==== STORED ROWS

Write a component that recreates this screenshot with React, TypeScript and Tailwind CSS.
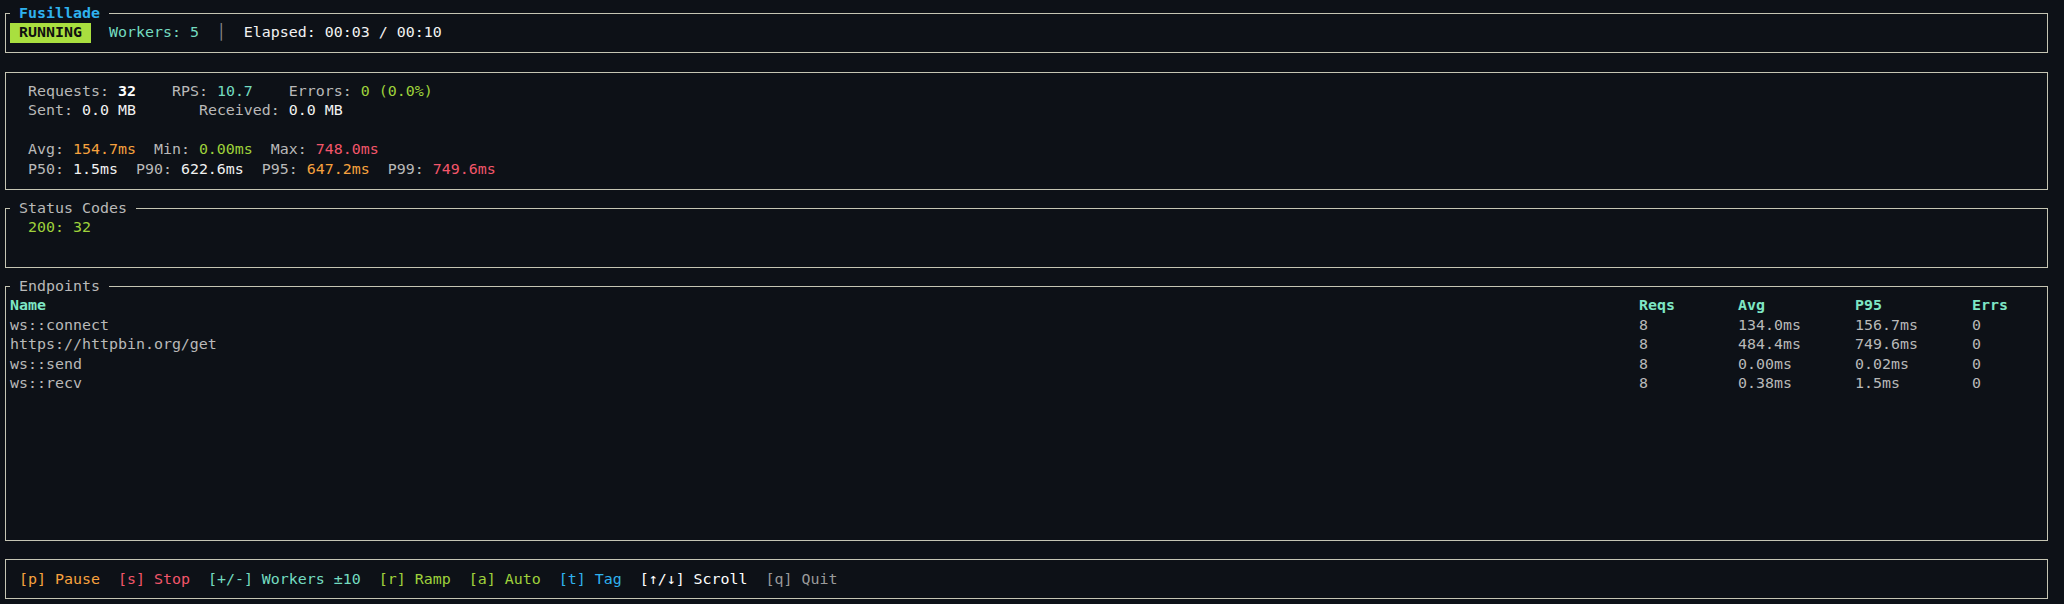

========
==== STORED ROWS

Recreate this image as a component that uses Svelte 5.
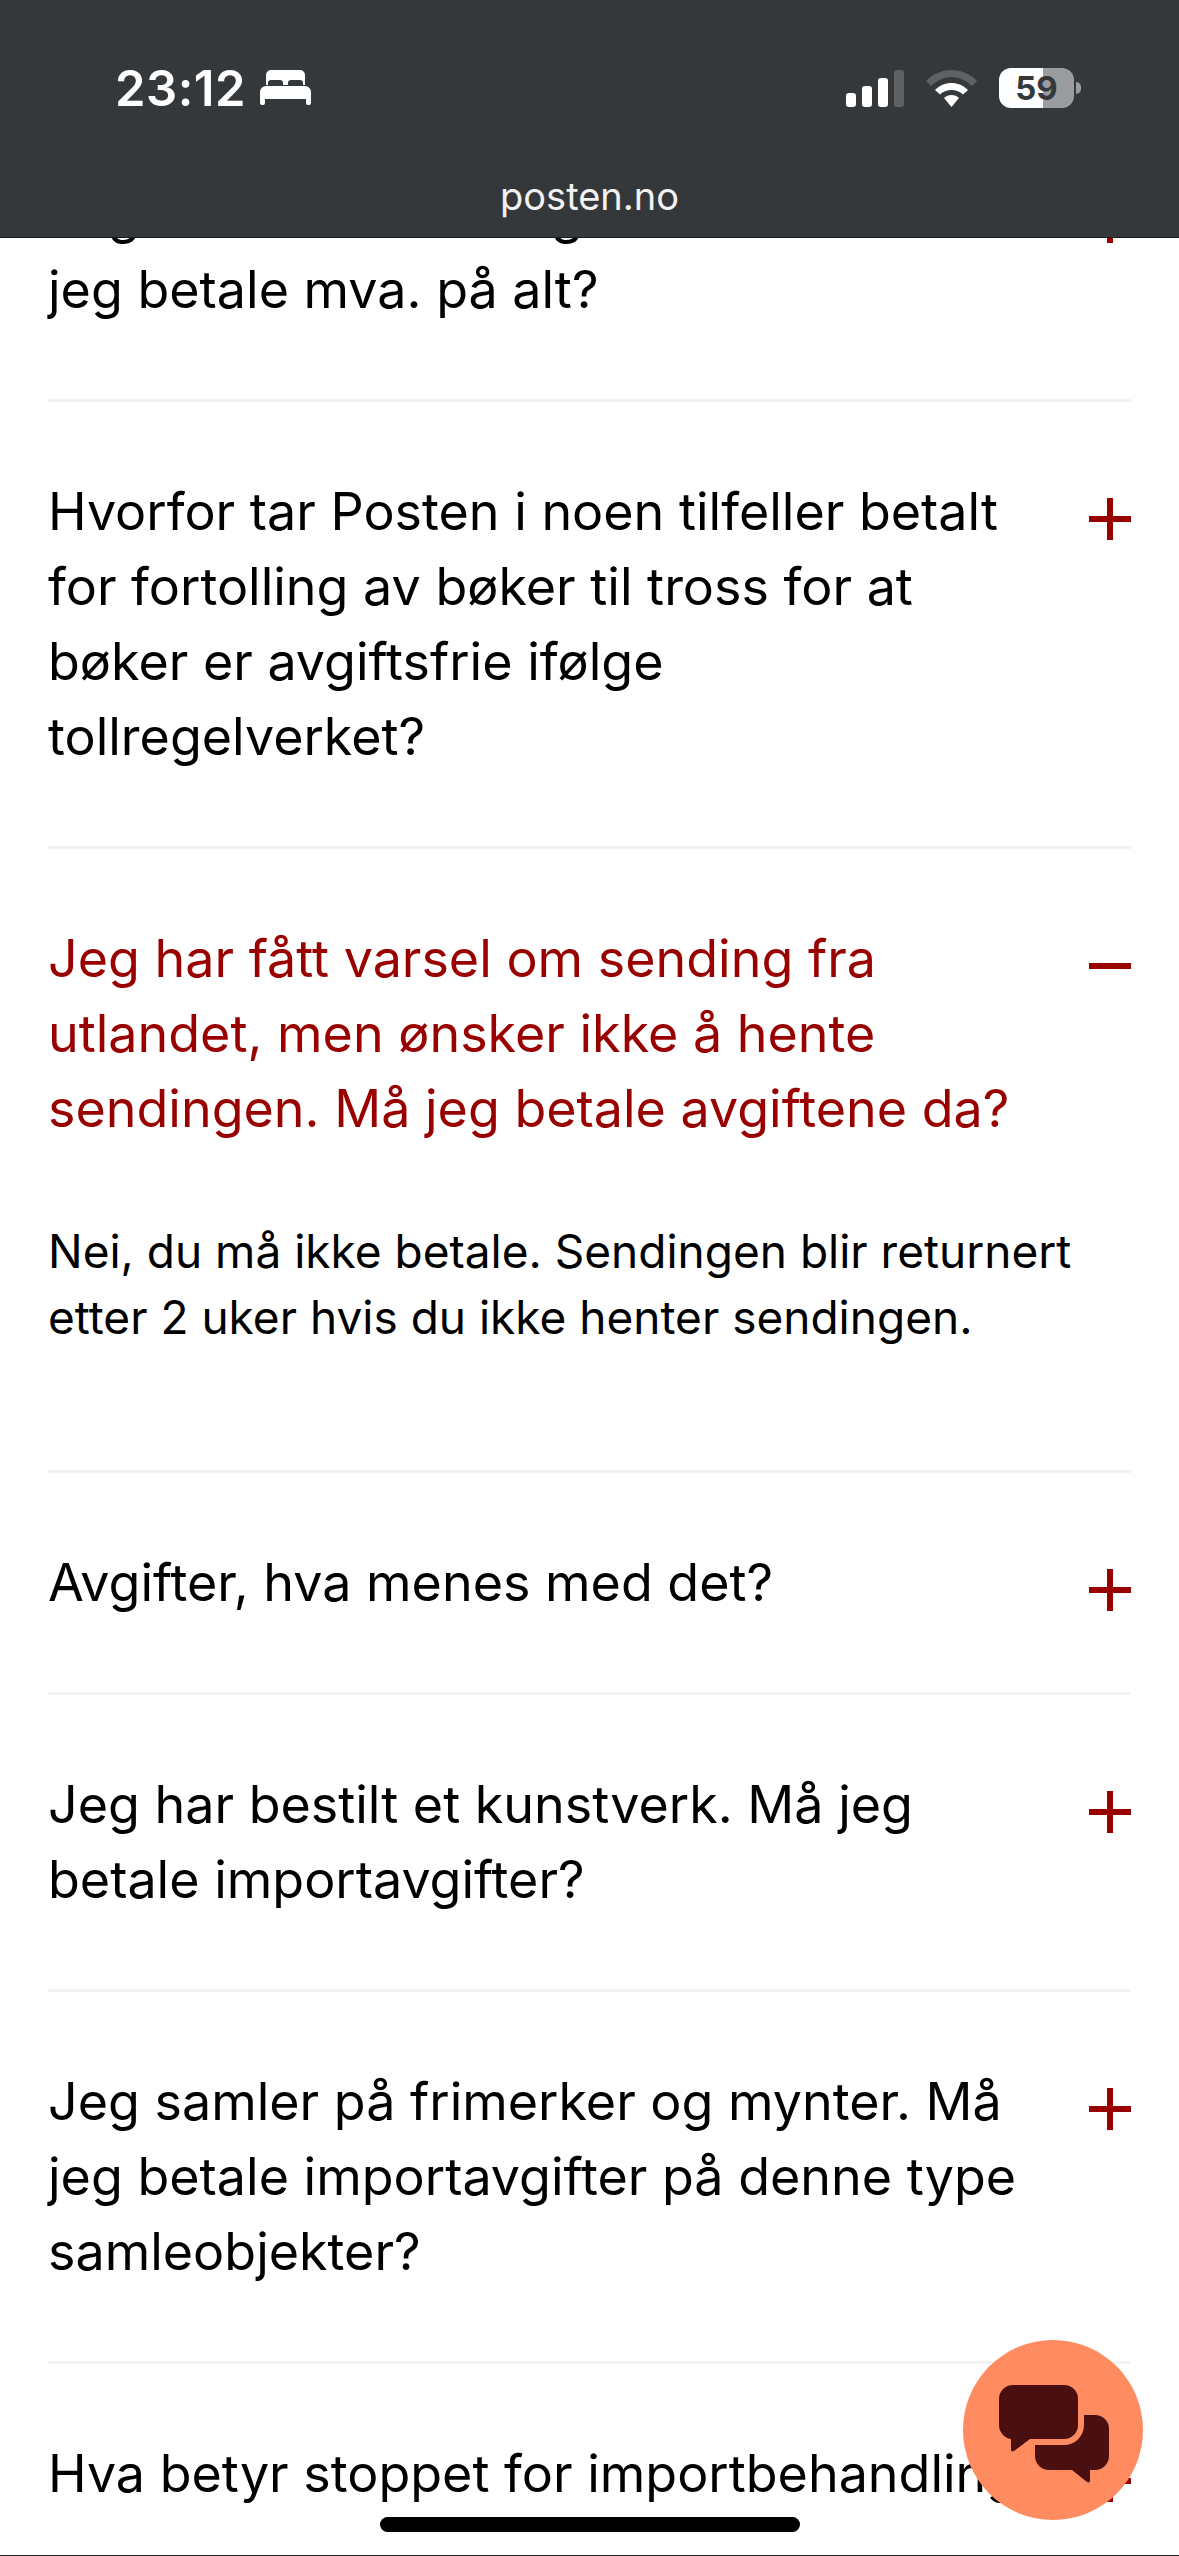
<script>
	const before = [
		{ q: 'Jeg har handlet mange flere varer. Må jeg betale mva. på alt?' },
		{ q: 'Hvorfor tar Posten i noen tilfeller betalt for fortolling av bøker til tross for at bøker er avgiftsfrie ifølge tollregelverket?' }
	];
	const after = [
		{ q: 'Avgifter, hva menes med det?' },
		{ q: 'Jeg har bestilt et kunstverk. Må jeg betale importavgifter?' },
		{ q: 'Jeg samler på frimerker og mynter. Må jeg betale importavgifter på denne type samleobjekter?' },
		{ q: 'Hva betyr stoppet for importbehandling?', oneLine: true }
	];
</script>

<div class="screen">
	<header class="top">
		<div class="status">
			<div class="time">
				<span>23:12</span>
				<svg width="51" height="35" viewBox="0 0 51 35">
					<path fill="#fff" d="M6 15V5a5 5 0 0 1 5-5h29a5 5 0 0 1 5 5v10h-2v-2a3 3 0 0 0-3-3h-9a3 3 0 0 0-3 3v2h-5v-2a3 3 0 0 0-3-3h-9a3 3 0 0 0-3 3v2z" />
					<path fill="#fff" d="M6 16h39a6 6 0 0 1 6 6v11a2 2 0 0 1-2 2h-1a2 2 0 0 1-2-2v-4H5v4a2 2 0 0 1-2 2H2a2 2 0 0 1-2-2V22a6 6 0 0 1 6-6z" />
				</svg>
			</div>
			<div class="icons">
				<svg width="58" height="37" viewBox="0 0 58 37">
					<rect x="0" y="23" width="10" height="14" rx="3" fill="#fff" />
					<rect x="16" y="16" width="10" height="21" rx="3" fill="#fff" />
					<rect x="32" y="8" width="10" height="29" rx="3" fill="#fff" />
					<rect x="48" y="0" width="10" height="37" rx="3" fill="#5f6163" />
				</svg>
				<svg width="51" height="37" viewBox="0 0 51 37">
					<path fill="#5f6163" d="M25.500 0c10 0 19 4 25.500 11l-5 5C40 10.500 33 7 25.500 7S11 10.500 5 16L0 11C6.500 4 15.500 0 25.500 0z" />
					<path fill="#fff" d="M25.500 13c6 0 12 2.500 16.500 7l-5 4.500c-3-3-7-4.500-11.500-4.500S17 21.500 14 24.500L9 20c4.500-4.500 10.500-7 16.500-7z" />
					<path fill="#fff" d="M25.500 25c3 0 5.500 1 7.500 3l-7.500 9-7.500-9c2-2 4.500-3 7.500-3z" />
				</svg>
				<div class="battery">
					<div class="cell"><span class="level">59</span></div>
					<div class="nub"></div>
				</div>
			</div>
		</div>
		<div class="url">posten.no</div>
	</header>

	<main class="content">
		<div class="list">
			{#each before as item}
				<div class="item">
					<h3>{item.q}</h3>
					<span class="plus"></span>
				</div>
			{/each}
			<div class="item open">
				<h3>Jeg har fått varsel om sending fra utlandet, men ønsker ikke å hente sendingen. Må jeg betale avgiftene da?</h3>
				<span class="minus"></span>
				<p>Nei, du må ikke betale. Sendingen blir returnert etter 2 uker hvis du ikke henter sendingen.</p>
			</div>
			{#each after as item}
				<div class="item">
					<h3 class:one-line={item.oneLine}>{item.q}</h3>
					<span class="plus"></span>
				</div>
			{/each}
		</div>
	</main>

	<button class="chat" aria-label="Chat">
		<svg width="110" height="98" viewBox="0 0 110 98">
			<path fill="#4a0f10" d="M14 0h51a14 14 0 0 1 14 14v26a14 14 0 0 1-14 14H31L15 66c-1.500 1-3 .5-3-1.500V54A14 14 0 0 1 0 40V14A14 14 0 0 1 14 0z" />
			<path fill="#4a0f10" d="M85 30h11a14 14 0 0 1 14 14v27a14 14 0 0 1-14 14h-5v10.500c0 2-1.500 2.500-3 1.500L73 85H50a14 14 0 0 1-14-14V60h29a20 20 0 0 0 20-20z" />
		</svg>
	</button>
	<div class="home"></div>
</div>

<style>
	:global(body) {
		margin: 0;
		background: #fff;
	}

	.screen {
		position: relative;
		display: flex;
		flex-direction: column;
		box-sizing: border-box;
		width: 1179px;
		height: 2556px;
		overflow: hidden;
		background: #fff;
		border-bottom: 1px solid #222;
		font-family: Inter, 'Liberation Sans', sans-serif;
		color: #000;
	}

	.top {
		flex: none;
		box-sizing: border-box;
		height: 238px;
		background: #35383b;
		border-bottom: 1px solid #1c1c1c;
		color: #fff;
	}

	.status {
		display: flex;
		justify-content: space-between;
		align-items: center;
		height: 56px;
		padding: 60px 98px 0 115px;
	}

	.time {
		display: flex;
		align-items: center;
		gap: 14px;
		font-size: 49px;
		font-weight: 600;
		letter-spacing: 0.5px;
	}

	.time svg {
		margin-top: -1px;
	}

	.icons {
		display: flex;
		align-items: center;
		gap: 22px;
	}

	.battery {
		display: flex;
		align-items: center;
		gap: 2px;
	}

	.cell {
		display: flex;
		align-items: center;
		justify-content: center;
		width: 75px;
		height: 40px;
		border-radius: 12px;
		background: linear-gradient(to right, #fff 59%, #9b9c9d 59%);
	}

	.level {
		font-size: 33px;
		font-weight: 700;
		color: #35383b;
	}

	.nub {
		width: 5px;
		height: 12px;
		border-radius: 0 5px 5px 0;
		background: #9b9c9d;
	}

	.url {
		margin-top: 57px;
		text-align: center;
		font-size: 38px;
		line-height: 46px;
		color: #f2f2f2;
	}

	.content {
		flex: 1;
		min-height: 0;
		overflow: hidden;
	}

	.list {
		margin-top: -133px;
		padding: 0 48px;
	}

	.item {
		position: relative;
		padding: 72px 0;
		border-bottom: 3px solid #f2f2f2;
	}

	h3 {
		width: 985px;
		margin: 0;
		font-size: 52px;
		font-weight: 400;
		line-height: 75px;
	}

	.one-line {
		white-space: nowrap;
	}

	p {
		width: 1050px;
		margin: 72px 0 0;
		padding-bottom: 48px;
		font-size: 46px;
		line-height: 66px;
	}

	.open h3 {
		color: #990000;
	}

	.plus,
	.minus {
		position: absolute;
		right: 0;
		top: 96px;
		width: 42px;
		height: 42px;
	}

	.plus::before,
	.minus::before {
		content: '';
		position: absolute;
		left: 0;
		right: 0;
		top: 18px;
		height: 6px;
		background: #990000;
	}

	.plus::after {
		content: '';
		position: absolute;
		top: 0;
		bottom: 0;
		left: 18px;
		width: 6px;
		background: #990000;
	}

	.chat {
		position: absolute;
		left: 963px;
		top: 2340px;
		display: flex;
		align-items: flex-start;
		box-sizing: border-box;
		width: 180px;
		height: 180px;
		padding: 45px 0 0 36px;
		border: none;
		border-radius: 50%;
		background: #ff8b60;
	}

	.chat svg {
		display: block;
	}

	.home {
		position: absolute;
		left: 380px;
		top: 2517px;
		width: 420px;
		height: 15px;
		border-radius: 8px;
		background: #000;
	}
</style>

========

TASK OBJECTIVE =>
The answer is a single number, the count of lines in the records that contain the string "this".

FULL OUTPUT =>
2